Une technique normale pour l’époque. Utilisée fréquemment, sans incident.
C’est l’interrogatoire des prévenus qui a constitué l’essentiel des débats, jeudi, lors du procès des trois ex-gendarmes et de deux de leurs supérieurs qui répondent du décès par asphyxie de Sémira Adamu. Chacun d’eux a donné sa version sur le déroulement exact des faits lors de ce tragique 22 septembre 1998.
Danny Cr., l’homme qui a appliqué le coussin sur le visage de Sémira, a souligné la passivité de la jeune femme jusqu’à sa montée dans l’avion. Là, dès que les premiers passagers ont commencé à embarquer, elle a commencé à élever la voix, à crier et à chanter. Cela n’a pas duré longtemps. Nous sommes tout de suite intervenus. Pourquoi tant de hâte ?, interroge le président. Pour éviter qu’elle n’importune trop les passagers.
Danny Cr. assure ne pas avoir pressé le coussin sur le nez de Sémira. Le coussin est constamment resté contre son visage, admet-il cependant. Mais la pression a changé au fil des minutes.
Le prévenu s’est encore exprimé sur les circonstances entourant cette expulsion. C’était en effet la sixième fois que l’on tentait de ramener Sémira en Afrique. On nous a dit : elle doit réussir. C’est la tentative de la dernière chance. Donc, d’une certaine manière, il y avait une pression.
Johnny P. confirme les propos de son collègue. Quand les passagers sont entrés, elle a commencé à crier fort. Comment se fait-il que les membres de l’équipage Sabena n’aient rien entendu ?, interroge le président. La musique s’était mise en route, indique Johnny P.
Quelques minutes après avoir été maîtrisée par les gendarmes, Sémira défèque. C’est à ce moment qu’a dû commencer le coma, indiquait mercredi le médecin légiste. Les prévenus ont, eux, interprété cela comme une ultime tentative de la jeune fille d’échapper à son expulsion.
Danny Cl., le troisième ex-gendarme, était le plus expérimenté du groupe en matière de rapatriements. Je tenais les mains de Sémira, a-t-il expliqué. Après quelques minutes, je les ai senties faibles, j’ai donc proposé qu’on la redresse. C’est là que l’état irréversible de la jeune femme a été découvert. Aucun des trois protagonistes n’avait jusque-là remarqué quoi que ce soit d’anormal.
Les ex-gendarmes ont tous trois souligné qu’ils avaient manqué de formation pratique dans la « technique du coussin ». La formation, c’était en fait accompagner une équipe de rapatriement et observer l’application de la technique du coussin, a indiqué Danny Cr.

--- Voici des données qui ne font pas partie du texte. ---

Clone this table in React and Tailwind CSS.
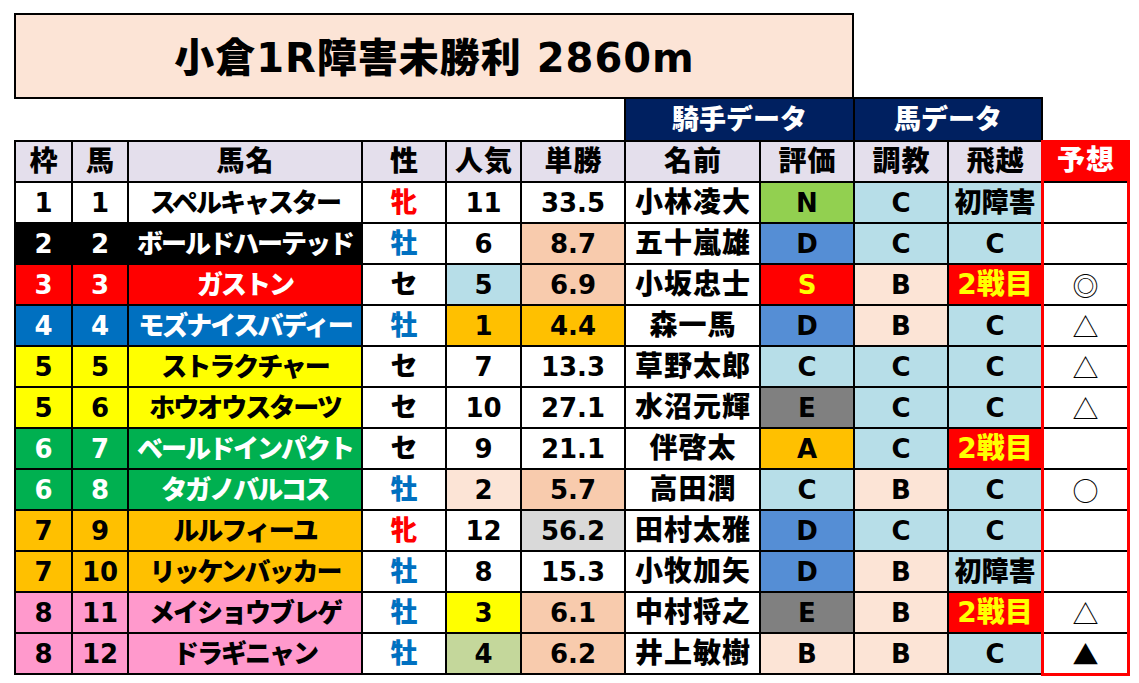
import React from "react";

const FRAME = {
  1: "bg-white text-black",
  2: "bg-black text-white",
  3: "bg-[#ff0000] text-white",
  4: "bg-[#0070c0] text-white",
  5: "bg-[#ffff00] text-black",
  6: "bg-[#00b050] text-white",
  7: "bg-[#ffc000] text-black",
  8: "bg-[#ff99cc] text-black",
};

const SEX = {
  "牝": "text-[#ff0000]",
  "牡": "text-[#0070c0]",
  "セ": "text-black",
};

const POP = {
  "1": "bg-[#ffc000]",
  "2": "bg-[#fce4d6]",
  "3": "bg-[#ffff00]",
  "4": "bg-[#c4d79b]",
  "5": "bg-[#b7dee8]",
};

const ODDS = {
  white: "bg-white",
  peach: "bg-[#f8cbad]",
  orange: "bg-[#ffc000]",
  gray: "bg-[#d9d9d9]",
};

const EVAL = {
  N: "bg-[#92d050] text-black",
  D: "bg-[#558ed5] text-black",
  S: "bg-[#ff0000] text-[#ffff00]",
  E: "bg-[#808080] text-black",
  C: "bg-[#b7dee8] text-black",
  A: "bg-[#ffc000] text-black",
  B: "bg-[#fce4d6] text-black",
};

const JUMP = {
  "初障害": "bg-[#b7dee8] text-black text-[27px]",
  "C": "bg-[#b7dee8] text-black text-[26px]",
  "2戦目": "bg-[#ff0000] text-[#ffff00] text-[28px]",
};

const rows = [
  [1, 1, "スペルキャスター", "牝", "11", "33.5", "white", "小林凌大", "N", "C", "初障害", ""],
  [2, 2, "ボールドハーテッド", "牡", "6", "8.7", "peach", "五十嵐雄", "D", "C", "C", ""],
  [3, 3, "ガストン", "セ", "5", "6.9", "peach", "小坂忠士", "S", "B", "2戦目", "◎"],
  [4, 4, "モズナイスバディー", "牡", "1", "4.4", "orange", "森一馬", "D", "B", "C", "△"],
  [5, 5, "ストラクチャー", "セ", "7", "13.3", "white", "草野太郎", "C", "C", "C", "△"],
  [5, 6, "ホウオウスターツ", "セ", "10", "27.1", "white", "水沼元輝", "E", "C", "C", "△"],
  [6, 7, "ベールドインパクト", "セ", "9", "21.1", "white", "伴啓太", "A", "C", "2戦目", ""],
  [6, 8, "タガノバルコス", "牡", "2", "5.7", "peach", "高田潤", "C", "B", "C", "○"],
  [7, 9, "ルルフィーユ", "牝", "12", "56.2", "gray", "田村太雅", "D", "C", "C", ""],
  [7, 10, "リッケンバッカー", "牡", "8", "15.3", "white", "小牧加矢", "D", "B", "初障害", ""],
  [8, 11, "メイショウブレゲ", "牡", "3", "6.1", "peach", "中村将之", "E", "B", "2戦目", "△"],
  [8, 12, "ドラギニャン", "牡", "4", "6.2", "peach", "井上敏樹", "B", "B", "C", "▲"],
];

const font = "font-['DejaVu_Sans','Noto_Sans_CJK_JP',sans-serif]";
const cell = "flex items-center justify-center font-black leading-none whitespace-nowrap";

function Header({ children }) {
  return (
    <div className={`${cell} bg-[#e4dfec] text-black text-[28px] tracking-[1px] pl-[1px]`}>
      {children}
    </div>
  );
}

export default function App() {
  return (
    <div className={`w-[1139px] h-[683px] bg-white pt-[13px] pl-[14px] ${font}`}>
      <div className="w-[840px] h-[86px] border-2 border-black bg-[#fce4d6] flex items-center justify-center pt-[3px]">
        <span className="text-[40px] font-black tracking-[1px] pl-[1px] text-black leading-none">
          小倉1R障害未勝利 2860m
        </span>
      </div>

      <div className="-mt-[2px] ml-[610px] flex w-fit bg-black gap-[2px] px-[2px] pt-[2px]">
        <div className={`${cell} w-[227px] h-[41px] bg-[#002060] text-white text-[27px]`}>
          騎手データ
        </div>
        <div className={`${cell} w-[186px] h-[41px] bg-[#002060] text-white text-[27px]`}>
          馬データ
        </div>
      </div>

      <div className="flex items-start">
        <div className="grid grid-cols-[55px_54px_232px_82px_73px_102px_133px_92px_92px_92px] auto-rows-[39px] gap-[2px] bg-black pl-[2px] pt-[2px] pb-[2px]">
          <Header>枠</Header>
          <Header>馬</Header>
          <Header>馬名</Header>
          <Header>性</Header>
          <Header>人気</Header>
          <Header>単勝</Header>
          <Header>名前</Header>
          <Header>評価</Header>
          <Header>調教</Header>
          <Header>飛越</Header>
          {rows.map((r) => {
            const [waku, uma, name, sex, pop, odds, oddsBg, jockey, ev, tr, jump] = r;
            const frame = FRAME[waku];
            return (
              <React.Fragment key={uma}>
                <div className={`${cell} ${frame} text-[26px]`}>{waku}</div>
                <div className={`${cell} ${frame} text-[26px]`}>{uma}</div>
                <div className={`${cell} ${frame} text-[26px] tracking-[-2px]`}>{name}</div>
                <div className={`${cell} bg-white ${SEX[sex]} text-[27px]`}>{sex}</div>
                <div className={`${cell} ${POP[pop] || "bg-white"} text-black text-[26px]`}>{pop}</div>
                <div className={`${cell} ${ODDS[oddsBg]} text-black text-[26px]`}>{odds}</div>
                <div className={`${cell} bg-white text-black text-[28px] tracking-[1px] pl-[1px]`}>{jockey}</div>
                <div className={`${cell} ${EVAL[ev]} text-[26px]`}>{ev}</div>
                <div className={`${cell} ${EVAL[tr]} text-[26px]`}>{tr}</div>
                <div className={`${cell} ${JUMP[jump]}`}>{jump}</div>
              </React.Fragment>
            );
          })}
        </div>

        <div className="flex flex-col w-[89px] gap-[2px] bg-black border-x-[3px] border-b-[3px] border-[#ff0000]">
          <div className={`${cell} h-[41px] bg-[#ff0000] text-white text-[28px] tracking-[1px] pl-[1px]`}>
            予想
          </div>
          {rows.map((r) => (
            <div
              key={r[1]}
              className="flex items-center justify-center h-[39px] bg-white text-black text-[26px] leading-none font-normal font-['Noto_Sans_CJK_JP',sans-serif]"
            >
              {r[11]}
            </div>
          ))}
        </div>
      </div>
    </div>
  );
}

Capitaine responsable du contrôle des frontières au moment des faits, Marc V. était présent dans l’avion. Je savais qui était Sémira Adamu avant ce jour-là, explique-t-il. Je l’avais déjà vue lors de son avant-dernière tentative d’expulsion, fin juillet 98. J’avais été appelé dans l’avion où elle avait embarqué, pour une bagarre. Elle hurlait et essayait de mordre. Elle est donc descendue de l’avion.
L’homme reconnaît qu’il savait qu’une attention particulière était portée à cette dernière tentative de rapatriement. Mais sans parler de pression. Son expulsion ne pouvait plus être retardée, indique-t-il. Selon la législation en vigueur alors, la présence d’un demandeur d’asile dans un centre fermé pouvait être prolongée de deux mois en deux mois. Mais pas indéfiniment. Pour Sémira, le délai de rapatriement arrivait à son terme.
La technique du coussin, il l’avait déjà vu appliquer. Elle avait déjà été souvent utilisée. Des dizaines de fois, et parfois plus longtemps que pour Sémira. Sans aucun problème. A cette époque, ce n’était pas anormal. Le manque de formation des gendarmes à cette technique est dû, selon lui, à un manque de personnel et de moyens.
Lise Thiry, la marraine de Sémira en Belgique a ensuite rappelé la farouche volonté de la Nigériane de s’installer chez nous. Après la quatrième tentative d’expulsion, elle m’a appelée, livre-t-elle. Elle m’a dit : « Ils ont tenté de m’étouffer avec un coussin. Il y aura des morts à Zaventem ».